→ **GIVEN EXERCISE**
Return only the lines running from the line with "Write the React" down to the line with "import React from 'react';", both included, exactly as they appear.

→ **MATERIAL**
###

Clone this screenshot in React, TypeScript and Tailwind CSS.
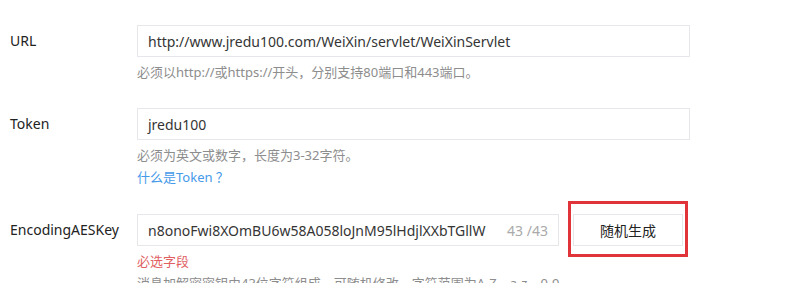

###

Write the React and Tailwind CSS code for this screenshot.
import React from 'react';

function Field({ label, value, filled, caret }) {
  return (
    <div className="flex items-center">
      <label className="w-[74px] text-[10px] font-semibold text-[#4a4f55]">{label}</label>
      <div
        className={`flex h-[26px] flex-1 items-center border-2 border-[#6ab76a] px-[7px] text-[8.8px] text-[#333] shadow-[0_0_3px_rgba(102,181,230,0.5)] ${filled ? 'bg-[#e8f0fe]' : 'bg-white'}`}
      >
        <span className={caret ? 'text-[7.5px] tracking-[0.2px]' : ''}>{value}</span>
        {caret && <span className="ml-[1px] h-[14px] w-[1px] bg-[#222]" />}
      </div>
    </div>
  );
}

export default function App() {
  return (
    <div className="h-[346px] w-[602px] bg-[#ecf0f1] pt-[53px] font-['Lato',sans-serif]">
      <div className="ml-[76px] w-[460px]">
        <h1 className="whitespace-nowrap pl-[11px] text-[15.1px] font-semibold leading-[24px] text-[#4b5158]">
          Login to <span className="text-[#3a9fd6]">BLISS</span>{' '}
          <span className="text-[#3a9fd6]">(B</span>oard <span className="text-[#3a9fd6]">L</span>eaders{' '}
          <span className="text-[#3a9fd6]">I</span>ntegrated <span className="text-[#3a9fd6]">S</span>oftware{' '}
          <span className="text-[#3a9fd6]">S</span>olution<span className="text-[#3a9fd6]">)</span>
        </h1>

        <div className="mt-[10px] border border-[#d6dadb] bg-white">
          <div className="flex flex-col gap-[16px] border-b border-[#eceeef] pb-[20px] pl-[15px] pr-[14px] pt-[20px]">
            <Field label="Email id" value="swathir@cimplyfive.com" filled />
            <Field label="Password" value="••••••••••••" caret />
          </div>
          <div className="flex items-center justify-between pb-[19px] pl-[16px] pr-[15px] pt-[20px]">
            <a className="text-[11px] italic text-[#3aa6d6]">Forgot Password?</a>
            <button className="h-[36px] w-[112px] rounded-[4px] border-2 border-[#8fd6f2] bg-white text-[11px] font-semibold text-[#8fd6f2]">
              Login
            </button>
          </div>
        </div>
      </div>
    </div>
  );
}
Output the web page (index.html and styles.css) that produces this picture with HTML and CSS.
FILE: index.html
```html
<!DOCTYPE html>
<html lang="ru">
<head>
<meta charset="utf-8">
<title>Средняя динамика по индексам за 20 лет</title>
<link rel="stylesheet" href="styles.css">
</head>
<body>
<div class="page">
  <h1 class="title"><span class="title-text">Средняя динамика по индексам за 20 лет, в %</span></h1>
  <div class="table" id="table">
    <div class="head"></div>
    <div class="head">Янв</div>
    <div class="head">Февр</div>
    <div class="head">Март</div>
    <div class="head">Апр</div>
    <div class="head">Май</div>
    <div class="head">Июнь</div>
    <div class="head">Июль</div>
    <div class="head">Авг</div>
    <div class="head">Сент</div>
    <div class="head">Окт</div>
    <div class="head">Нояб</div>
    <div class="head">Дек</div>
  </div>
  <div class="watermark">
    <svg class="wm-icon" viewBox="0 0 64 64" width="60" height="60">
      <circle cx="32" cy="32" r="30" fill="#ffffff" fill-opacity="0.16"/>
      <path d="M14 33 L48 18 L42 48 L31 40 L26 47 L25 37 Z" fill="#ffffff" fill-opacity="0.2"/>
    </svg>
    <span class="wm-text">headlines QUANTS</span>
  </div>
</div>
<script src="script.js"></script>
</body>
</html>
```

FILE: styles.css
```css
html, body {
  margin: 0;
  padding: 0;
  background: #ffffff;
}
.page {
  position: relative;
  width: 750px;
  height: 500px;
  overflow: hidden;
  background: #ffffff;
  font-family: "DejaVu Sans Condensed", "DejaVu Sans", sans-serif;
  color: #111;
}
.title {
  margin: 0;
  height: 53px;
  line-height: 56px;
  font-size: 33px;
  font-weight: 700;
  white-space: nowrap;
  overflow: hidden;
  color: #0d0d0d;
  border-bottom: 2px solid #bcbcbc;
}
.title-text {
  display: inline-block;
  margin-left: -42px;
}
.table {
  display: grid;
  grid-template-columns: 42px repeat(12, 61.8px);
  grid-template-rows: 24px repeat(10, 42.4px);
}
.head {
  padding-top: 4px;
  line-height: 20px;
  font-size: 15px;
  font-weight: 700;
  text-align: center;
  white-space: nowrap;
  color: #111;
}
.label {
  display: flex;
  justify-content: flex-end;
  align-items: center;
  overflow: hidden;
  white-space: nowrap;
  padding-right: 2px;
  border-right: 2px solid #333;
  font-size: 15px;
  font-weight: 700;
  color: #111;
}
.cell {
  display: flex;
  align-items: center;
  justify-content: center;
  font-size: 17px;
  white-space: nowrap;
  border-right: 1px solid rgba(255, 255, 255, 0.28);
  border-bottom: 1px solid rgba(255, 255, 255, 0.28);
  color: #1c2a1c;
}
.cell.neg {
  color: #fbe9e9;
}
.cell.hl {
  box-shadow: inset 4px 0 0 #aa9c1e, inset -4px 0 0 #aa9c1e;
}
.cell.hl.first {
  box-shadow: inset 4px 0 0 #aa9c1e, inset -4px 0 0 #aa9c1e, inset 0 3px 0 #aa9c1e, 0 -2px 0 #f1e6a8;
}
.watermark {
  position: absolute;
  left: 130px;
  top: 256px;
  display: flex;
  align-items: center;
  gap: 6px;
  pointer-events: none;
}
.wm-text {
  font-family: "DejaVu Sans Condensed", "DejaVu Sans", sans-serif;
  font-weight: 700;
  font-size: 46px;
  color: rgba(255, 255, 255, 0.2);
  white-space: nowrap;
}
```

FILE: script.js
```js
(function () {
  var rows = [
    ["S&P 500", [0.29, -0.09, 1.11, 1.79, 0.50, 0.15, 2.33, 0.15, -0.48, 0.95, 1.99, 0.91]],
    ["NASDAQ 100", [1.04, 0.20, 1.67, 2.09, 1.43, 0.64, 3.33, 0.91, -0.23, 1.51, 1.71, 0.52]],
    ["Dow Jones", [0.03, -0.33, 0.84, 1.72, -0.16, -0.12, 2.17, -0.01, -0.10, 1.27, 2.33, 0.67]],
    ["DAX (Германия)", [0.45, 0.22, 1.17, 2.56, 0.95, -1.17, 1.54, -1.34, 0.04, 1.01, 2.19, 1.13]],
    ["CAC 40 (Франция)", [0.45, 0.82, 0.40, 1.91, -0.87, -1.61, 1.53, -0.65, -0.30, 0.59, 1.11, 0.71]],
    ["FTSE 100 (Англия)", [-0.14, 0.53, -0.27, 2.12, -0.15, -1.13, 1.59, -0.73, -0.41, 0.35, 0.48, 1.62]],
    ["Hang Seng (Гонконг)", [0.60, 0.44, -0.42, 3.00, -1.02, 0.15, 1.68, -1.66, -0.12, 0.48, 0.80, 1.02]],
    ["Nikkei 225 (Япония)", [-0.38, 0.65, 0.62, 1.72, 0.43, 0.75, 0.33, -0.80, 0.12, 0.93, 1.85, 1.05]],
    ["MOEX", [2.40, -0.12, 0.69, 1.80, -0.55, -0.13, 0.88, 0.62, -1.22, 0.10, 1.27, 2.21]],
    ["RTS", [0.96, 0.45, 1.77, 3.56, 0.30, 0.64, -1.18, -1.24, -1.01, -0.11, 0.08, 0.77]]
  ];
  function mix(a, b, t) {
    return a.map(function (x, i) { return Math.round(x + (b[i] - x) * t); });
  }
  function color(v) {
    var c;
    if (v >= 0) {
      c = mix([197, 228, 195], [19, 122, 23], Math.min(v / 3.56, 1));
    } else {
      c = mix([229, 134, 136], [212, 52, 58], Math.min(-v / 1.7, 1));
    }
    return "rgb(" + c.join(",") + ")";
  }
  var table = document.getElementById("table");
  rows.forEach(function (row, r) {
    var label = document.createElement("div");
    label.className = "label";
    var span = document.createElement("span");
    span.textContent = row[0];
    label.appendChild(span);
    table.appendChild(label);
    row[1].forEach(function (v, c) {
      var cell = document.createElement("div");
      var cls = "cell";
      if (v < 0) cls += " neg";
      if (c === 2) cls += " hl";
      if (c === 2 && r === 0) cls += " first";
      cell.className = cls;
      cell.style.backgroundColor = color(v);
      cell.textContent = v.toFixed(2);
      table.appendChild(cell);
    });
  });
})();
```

###

→ **THE RESULT**
Write the React and Tailwind CSS code for this screenshot.
import React from 'react';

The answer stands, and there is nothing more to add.